OCSA does not receive, store or process any entrant personal data. The entry list never leaves the operator's systems - hashing takes place entirely within the operator's browser. OCSA sees and records only the hash value.
Try it yourself
OCSA recently ran a certified demonstration draw for a 1965 Morris Minor Pickup using the example entry list below. 500 imaginary tickets were sold, numbered 1 to 500. The winning ticket drawn by the Oracle VRF system was number 23, recorded by the OCSA-certified RNG and written permanently onto the Polygon blockchain as certificate OCSA-2026-05-07-3164.
The certificate records the winning ticket number - not the winner's name - OCSA never sees entrant data, it’s not necessary and would require extra GDPR protections. The operator cross-references ticket 23 against their own published entry list to identify and contact the winner. This is by design: OCSA certifies the draw process, not the personal data. The operator publishes the entry list BEFORE the draw, on their website, and this is the list that the hashing procedure captures and adds to the certificate. If this published list ever changes, you can be confident that the hash will no longer match, and it is immediately evident that the list published by the operator is not the same entry list used for the draw.
The entry list hash on certificate OCSA-2026-05-07-3164 matches the test file exactly. Download the example file (we haven’t changed it since the certification), drag it into the hashing tool, and compare the result to the Entry List Hash on the certificate. They will match.
🔽 [Download the test entry list]
📄 [View draw certificate — OCSA-2026-05-07-3164]
🔗 [Open free SHA-256 hashing tool]
The hashing tool is a free third-party tool. Your file is never uploaded - the calculation happens entirely within your own browser. Feel free to download the test file onto your pc and test that the hash matches using any hashing tool of your choice. There are many free hash verification tools available from a simple web search.
Now try the altered version
At first glance, the altered file seems identical in every respect - same entrants, same ticket numbers, same email addresses. Only one change has been made: the ticket numbers held by Noah Diaz and Michael Morgan have been swapped. Noah Diaz was the legitimate winner on ticket 23. In this version, Michael Morgan holds ticket 23 instead.
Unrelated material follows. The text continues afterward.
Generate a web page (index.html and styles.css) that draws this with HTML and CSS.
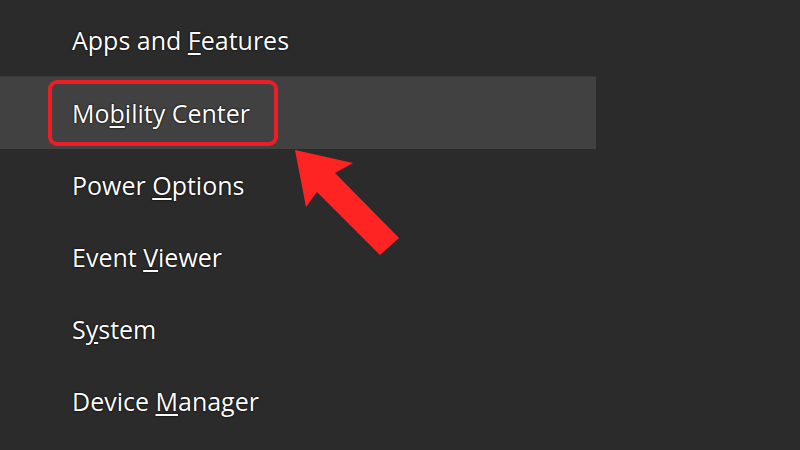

Find rows 23 and 47 in each file, compare side by side, and you will see the difference. Now hash the altered file and compare the result to the certificate. The hash will no longer match - because the file has been tampered with. Even the smallest change (a single letter, space, or punctuation mark) will completely alter the hash code
🔽 [Download altered entry list]
This is what fraud looks like from the outside. One swap. Invisible to anyone reading the file casually. Permanently detectable by the altered hash.
Why this matters
In any traditional prize draw, an unscrupulous operator could (if they had a reason to) alter their entry list after the draw without anyone really knowing or noticing. The OCSA-certified draw system doesn’t make that impossible, but it does make it impossible to do it invisibly. The entry-list hash is on the blockchain before the winning result is announced. The original entry list is in the operator's hands, published on their website and the resultant hash copied onto OCSA’s public draw register. If the hashes ever disagree, the one stored on the blockchain always wins.
No trust required. No reliance on OCSA. No reliance on the operator. The proof is public, permanent and verifiable by anyone with a browser.
OCSA-certified draws record the entry list hash on the Polygon blockchain before the winning result is announced. Verification is permanent, public, and requires no trust in OCSA, the operator, or any third party. OCSA does not suggest that any operator has ever cheated or manipulated any entry list. Using OCSA-certified draws, you can be assured that if an entry list were ever altered, it would be immediately visible to any observer.